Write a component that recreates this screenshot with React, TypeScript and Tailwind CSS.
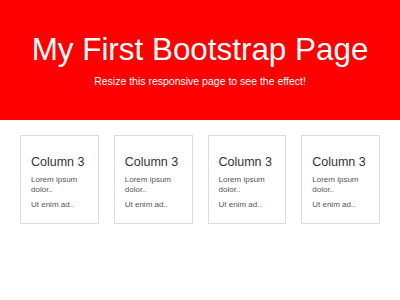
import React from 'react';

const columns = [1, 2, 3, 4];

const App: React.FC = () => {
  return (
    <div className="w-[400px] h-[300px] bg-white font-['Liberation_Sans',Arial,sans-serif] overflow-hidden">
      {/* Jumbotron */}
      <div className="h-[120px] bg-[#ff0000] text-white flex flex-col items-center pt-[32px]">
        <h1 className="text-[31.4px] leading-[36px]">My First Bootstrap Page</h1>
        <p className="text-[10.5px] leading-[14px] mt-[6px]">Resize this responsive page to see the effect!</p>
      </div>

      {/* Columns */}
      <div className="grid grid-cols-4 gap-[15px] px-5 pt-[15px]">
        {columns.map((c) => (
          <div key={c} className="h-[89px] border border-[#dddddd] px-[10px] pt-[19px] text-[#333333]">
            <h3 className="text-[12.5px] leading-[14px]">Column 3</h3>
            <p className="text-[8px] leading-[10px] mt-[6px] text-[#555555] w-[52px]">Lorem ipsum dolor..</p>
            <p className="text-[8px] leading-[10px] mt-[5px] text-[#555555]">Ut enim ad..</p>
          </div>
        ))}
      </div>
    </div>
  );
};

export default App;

**YOUR OBJECTIVE**
Omit the pictures, and quote the material above exactly as given.

**EXPECTED ANSWER**
Write a component that recreates this screenshot with React, TypeScript and Tailwind CSS.
import React from 'react';

const columns = [1, 2, 3, 4];

const App: React.FC = () => {
  return (
    <div className="w-[400px] h-[300px] bg-white font-['Liberation_Sans',Arial,sans-serif] overflow-hidden">
      {/* Jumbotron */}
      <div className="h-[120px] bg-[#ff0000] text-white flex flex-col items-center pt-[32px]">
        <h1 className="text-[31.4px] leading-[36px]">My First Bootstrap Page</h1>
        <p className="text-[10.5px] leading-[14px] mt-[6px]">Resize this responsive page to see the effect!</p>
      </div>

      {/* Columns */}
      <div className="grid grid-cols-4 gap-[15px] px-5 pt-[15px]">
        {columns.map((c) => (
          <div key={c} className="h-[89px] border border-[#dddddd] px-[10px] pt-[19px] text-[#333333]">
            <h3 className="text-[12.5px] leading-[14px]">Column 3</h3>
            <p className="text-[8px] leading-[10px] mt-[6px] text-[#555555] w-[52px]">Lorem ipsum dolor..</p>
            <p className="text-[8px] leading-[10px] mt-[5px] text-[#555555]">Ut enim ad..</p>
          </div>
        ))}
      </div>
    </div>
  );
};

export default App;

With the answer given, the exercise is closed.